** begin **

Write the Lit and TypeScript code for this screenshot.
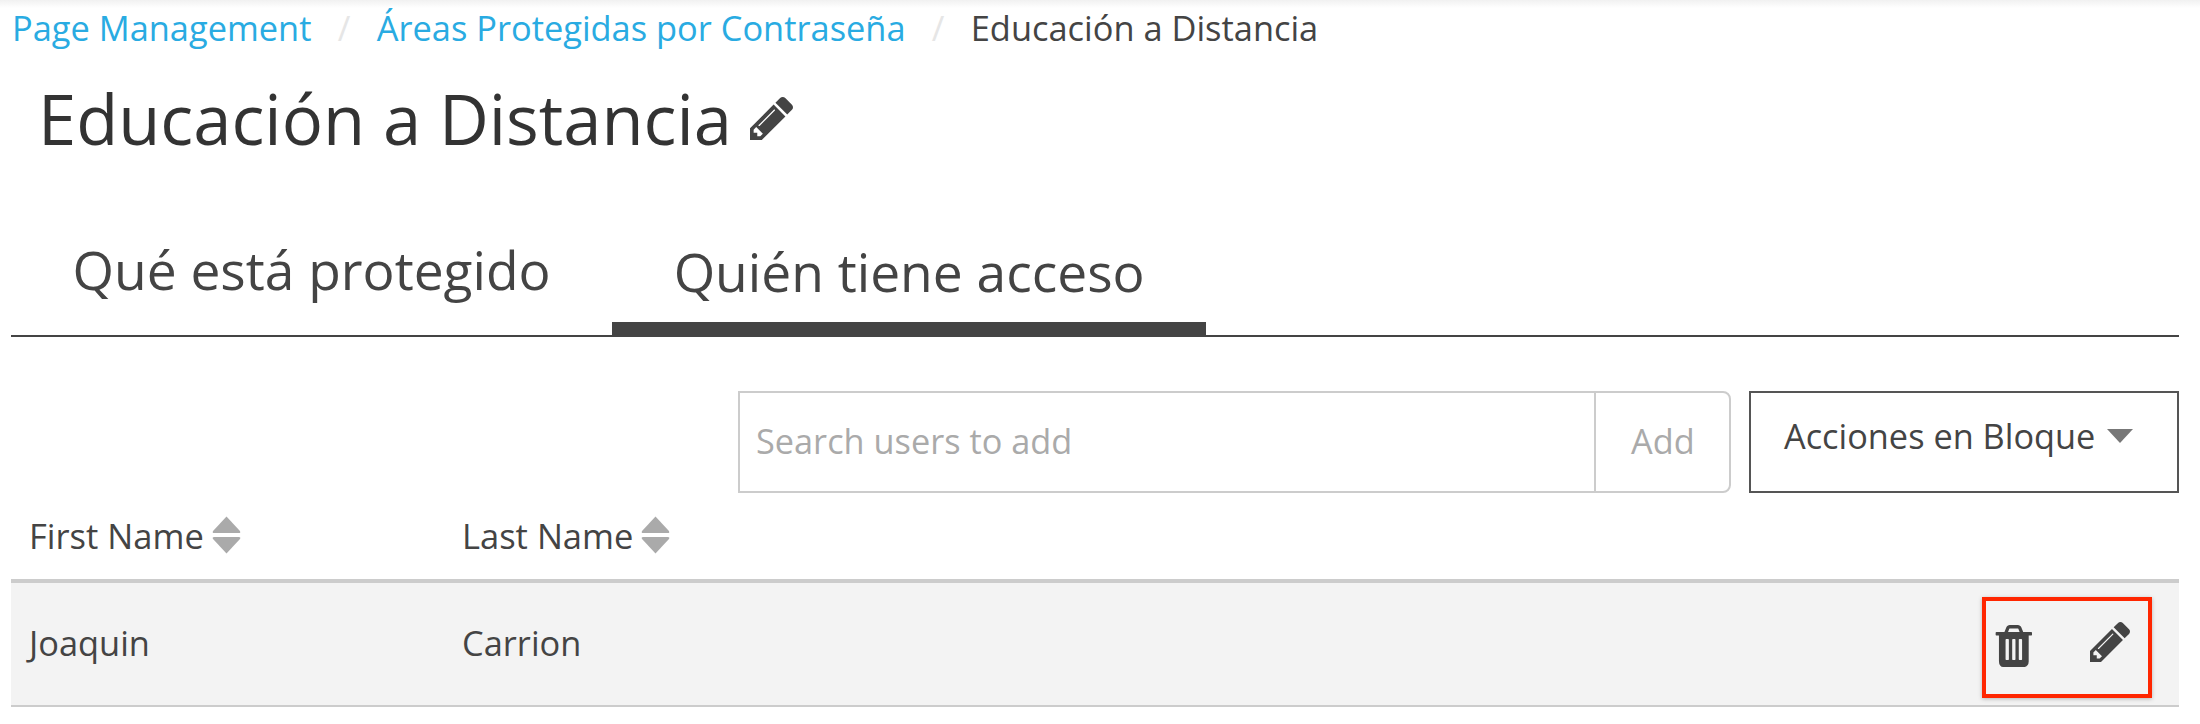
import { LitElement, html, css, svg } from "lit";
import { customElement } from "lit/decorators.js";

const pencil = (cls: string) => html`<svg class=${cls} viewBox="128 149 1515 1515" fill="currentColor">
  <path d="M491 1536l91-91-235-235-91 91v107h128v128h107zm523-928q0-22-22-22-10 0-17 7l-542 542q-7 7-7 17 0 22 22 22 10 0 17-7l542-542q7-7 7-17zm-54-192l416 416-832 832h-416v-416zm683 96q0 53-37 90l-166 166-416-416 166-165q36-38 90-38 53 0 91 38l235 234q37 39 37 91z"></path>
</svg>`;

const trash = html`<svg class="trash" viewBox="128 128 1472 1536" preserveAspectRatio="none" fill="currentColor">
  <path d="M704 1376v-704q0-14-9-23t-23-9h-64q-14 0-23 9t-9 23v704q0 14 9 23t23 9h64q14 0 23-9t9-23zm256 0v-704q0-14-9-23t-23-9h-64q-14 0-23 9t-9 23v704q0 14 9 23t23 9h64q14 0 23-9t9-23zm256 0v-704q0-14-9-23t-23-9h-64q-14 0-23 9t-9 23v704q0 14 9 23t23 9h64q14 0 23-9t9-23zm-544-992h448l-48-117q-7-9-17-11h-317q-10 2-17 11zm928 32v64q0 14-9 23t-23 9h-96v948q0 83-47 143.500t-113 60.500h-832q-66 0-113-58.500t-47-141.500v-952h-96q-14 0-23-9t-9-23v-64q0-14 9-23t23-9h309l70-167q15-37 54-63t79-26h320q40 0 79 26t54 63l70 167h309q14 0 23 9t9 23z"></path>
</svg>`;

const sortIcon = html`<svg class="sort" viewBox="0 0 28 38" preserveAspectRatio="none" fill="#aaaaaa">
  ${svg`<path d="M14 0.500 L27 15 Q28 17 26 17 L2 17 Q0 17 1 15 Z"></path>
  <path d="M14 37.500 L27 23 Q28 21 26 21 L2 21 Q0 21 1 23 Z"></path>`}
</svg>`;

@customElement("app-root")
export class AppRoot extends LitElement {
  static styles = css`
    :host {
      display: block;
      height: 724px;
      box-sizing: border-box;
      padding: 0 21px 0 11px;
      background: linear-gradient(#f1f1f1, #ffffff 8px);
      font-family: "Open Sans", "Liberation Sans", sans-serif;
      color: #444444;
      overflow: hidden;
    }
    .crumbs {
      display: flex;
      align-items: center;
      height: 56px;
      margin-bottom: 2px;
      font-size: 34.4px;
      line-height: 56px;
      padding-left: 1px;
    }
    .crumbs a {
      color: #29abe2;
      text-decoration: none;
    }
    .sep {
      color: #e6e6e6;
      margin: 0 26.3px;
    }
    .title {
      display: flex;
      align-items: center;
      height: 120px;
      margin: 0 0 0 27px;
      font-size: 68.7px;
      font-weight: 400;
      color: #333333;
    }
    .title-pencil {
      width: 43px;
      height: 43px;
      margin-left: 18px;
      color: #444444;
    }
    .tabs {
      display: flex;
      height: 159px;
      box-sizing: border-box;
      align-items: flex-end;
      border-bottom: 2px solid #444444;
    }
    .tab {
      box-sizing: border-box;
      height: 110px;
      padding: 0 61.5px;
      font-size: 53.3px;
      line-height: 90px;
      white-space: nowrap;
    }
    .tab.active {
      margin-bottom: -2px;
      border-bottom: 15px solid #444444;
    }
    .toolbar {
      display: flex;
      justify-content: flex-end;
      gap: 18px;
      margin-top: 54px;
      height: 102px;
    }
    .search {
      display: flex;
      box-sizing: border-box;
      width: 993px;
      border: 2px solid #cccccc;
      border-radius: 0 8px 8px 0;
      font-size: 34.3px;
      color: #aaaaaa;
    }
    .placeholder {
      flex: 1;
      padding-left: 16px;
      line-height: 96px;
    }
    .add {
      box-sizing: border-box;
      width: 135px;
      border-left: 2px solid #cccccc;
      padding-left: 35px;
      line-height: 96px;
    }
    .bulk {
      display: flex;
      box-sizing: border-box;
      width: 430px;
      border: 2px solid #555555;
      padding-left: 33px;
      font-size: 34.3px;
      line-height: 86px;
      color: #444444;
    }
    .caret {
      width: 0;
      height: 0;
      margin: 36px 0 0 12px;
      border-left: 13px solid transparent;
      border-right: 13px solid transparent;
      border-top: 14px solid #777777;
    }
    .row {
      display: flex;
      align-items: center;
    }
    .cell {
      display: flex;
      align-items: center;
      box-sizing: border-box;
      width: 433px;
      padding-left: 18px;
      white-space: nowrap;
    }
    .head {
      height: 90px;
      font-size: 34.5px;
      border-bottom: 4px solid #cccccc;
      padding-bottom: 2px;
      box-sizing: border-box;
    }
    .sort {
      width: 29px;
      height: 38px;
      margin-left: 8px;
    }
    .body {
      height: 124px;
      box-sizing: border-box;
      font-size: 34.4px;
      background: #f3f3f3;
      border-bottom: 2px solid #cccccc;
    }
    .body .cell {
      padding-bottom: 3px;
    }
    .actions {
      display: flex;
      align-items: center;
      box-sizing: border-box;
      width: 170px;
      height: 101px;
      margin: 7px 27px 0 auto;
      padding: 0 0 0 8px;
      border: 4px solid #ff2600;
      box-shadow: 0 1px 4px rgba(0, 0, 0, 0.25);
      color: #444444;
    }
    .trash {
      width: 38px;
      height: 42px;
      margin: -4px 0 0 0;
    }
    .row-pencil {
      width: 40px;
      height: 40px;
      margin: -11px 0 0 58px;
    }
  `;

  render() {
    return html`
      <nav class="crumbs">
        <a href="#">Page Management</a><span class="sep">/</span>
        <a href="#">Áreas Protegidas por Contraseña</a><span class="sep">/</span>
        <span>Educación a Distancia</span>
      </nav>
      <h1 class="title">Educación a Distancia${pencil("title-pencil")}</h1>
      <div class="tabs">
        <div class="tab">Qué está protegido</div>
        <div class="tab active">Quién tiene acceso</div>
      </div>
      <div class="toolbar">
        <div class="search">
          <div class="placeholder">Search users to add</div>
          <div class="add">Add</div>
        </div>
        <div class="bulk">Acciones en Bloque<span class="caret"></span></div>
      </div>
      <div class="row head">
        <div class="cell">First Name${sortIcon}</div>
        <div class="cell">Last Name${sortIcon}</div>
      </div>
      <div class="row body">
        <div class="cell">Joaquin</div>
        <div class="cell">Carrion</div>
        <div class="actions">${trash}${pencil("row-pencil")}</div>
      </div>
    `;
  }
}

** end **

# What this task involves:
Quote the data above in full and without alteration; skip the pictures.

# Problem solution:
Write the Lit and TypeScript code for this screenshot.
import { LitElement, html, css, svg } from "lit";
import { customElement } from "lit/decorators.js";

const pencil = (cls: string) => html`<svg class=${cls} viewBox="128 149 1515 1515" fill="currentColor">
  <path d="M491 1536l91-91-235-235-91 91v107h128v128h107zm523-928q0-22-22-22-10 0-17 7l-542 542q-7 7-7 17 0 22 22 22 10 0 17-7l542-542q7-7 7-17zm-54-192l416 416-832 832h-416v-416zm683 96q0 53-37 90l-166 166-416-416 166-165q36-38 90-38 53 0 91 38l235 234q37 39 37 91z"></path>
</svg>`;

const trash = html`<svg class="trash" viewBox="128 128 1472 1536" preserveAspectRatio="none" fill="currentColor">
  <path d="M704 1376v-704q0-14-9-23t-23-9h-64q-14 0-23 9t-9 23v704q0 14 9 23t23 9h64q14 0 23-9t9-23zm256 0v-704q0-14-9-23t-23-9h-64q-14 0-23 9t-9 23v704q0 14 9 23t23 9h64q14 0 23-9t9-23zm256 0v-704q0-14-9-23t-23-9h-64q-14 0-23 9t-9 23v704q0 14 9 23t23 9h64q14 0 23-9t9-23zm-544-992h448l-48-117q-7-9-17-11h-317q-10 2-17 11zm928 32v64q0 14-9 23t-23 9h-96v948q0 83-47 143.500t-113 60.500h-832q-66 0-113-58.500t-47-141.500v-952h-96q-14 0-23-9t-9-23v-64q0-14 9-23t23-9h309l70-167q15-37 54-63t79-26h320q40 0 79 26t54 63l70 167h309q14 0 23 9t9 23z"></path>
</svg>`;

const sortIcon = html`<svg class="sort" viewBox="0 0 28 38" preserveAspectRatio="none" fill="#aaaaaa">
  ${svg`<path d="M14 0.500 L27 15 Q28 17 26 17 L2 17 Q0 17 1 15 Z"></path>
  <path d="M14 37.500 L27 23 Q28 21 26 21 L2 21 Q0 21 1 23 Z"></path>`}
</svg>`;

@customElement("app-root")
export class AppRoot extends LitElement {
  static styles = css`
    :host {
      display: block;
      height: 724px;
      box-sizing: border-box;
      padding: 0 21px 0 11px;
      background: linear-gradient(#f1f1f1, #ffffff 8px);
      font-family: "Open Sans", "Liberation Sans", sans-serif;
      color: #444444;
      overflow: hidden;
    }
    .crumbs {
      display: flex;
      align-items: center;
      height: 56px;
      margin-bottom: 2px;
      font-size: 34.4px;
      line-height: 56px;
      padding-left: 1px;
    }
    .crumbs a {
      color: #29abe2;
      text-decoration: none;
    }
    .sep {
      color: #e6e6e6;
      margin: 0 26.3px;
    }
    .title {
      display: flex;
      align-items: center;
      height: 120px;
      margin: 0 0 0 27px;
      font-size: 68.7px;
      font-weight: 400;
      color: #333333;
    }
    .title-pencil {
      width: 43px;
      height: 43px;
      margin-left: 18px;
      color: #444444;
    }
    .tabs {
      display: flex;
      height: 159px;
      box-sizing: border-box;
      align-items: flex-end;
      border-bottom: 2px solid #444444;
    }
    .tab {
      box-sizing: border-box;
      height: 110px;
      padding: 0 61.5px;
      font-size: 53.3px;
      line-height: 90px;
      white-space: nowrap;
    }
    .tab.active {
      margin-bottom: -2px;
      border-bottom: 15px solid #444444;
    }
    .toolbar {
      display: flex;
      justify-content: flex-end;
      gap: 18px;
      margin-top: 54px;
      height: 102px;
    }
    .search {
      display: flex;
      box-sizing: border-box;
      width: 993px;
      border: 2px solid #cccccc;
      border-radius: 0 8px 8px 0;
      font-size: 34.3px;
      color: #aaaaaa;
    }
    .placeholder {
      flex: 1;
      padding-left: 16px;
      line-height: 96px;
    }
    .add {
      box-sizing: border-box;
      width: 135px;
      border-left: 2px solid #cccccc;
      padding-left: 35px;
      line-height: 96px;
    }
    .bulk {
      display: flex;
      box-sizing: border-box;
      width: 430px;
      border: 2px solid #555555;
      padding-left: 33px;
      font-size: 34.3px;
      line-height: 86px;
      color: #444444;
    }
    .caret {
      width: 0;
      height: 0;
      margin: 36px 0 0 12px;
      border-left: 13px solid transparent;
      border-right: 13px solid transparent;
      border-top: 14px solid #777777;
    }
    .row {
      display: flex;
      align-items: center;
    }
    .cell {
      display: flex;
      align-items: center;
      box-sizing: border-box;
      width: 433px;
      padding-left: 18px;
      white-space: nowrap;
    }
    .head {
      height: 90px;
      font-size: 34.5px;
      border-bottom: 4px solid #cccccc;
      padding-bottom: 2px;
      box-sizing: border-box;
    }
    .sort {
      width: 29px;
      height: 38px;
      margin-left: 8px;
    }
    .body {
      height: 124px;
      box-sizing: border-box;
      font-size: 34.4px;
      background: #f3f3f3;
      border-bottom: 2px solid #cccccc;
    }
    .body .cell {
      padding-bottom: 3px;
    }
    .actions {
      display: flex;
      align-items: center;
      box-sizing: border-box;
      width: 170px;
      height: 101px;
      margin: 7px 27px 0 auto;
      padding: 0 0 0 8px;
      border: 4px solid #ff2600;
      box-shadow: 0 1px 4px rgba(0, 0, 0, 0.25);
      color: #444444;
    }
    .trash {
      width: 38px;
      height: 42px;
      margin: -4px 0 0 0;
    }
    .row-pencil {
      width: 40px;
      height: 40px;
      margin: -11px 0 0 58px;
    }
  `;

  render() {
    return html`
      <nav class="crumbs">
        <a href="#">Page Management</a><span class="sep">/</span>
        <a href="#">Áreas Protegidas por Contraseña</a><span class="sep">/</span>
        <span>Educación a Distancia</span>
      </nav>
      <h1 class="title">Educación a Distancia${pencil("title-pencil")}</h1>
      <div class="tabs">
        <div class="tab">Qué está protegido</div>
        <div class="tab active">Quién tiene acceso</div>
      </div>
      <div class="toolbar">
        <div class="search">
          <div class="placeholder">Search users to add</div>
          <div class="add">Add</div>
        </div>
        <div class="bulk">Acciones en Bloque<span class="caret"></span></div>
      </div>
      <div class="row head">
        <div class="cell">First Name${sortIcon}</div>
        <div class="cell">Last Name${sortIcon}</div>
      </div>
      <div class="row body">
        <div class="cell">Joaquin</div>
        <div class="cell">Carrion</div>
        <div class="actions">${trash}${pencil("row-pencil")}</div>
      </div>
    `;
  }
}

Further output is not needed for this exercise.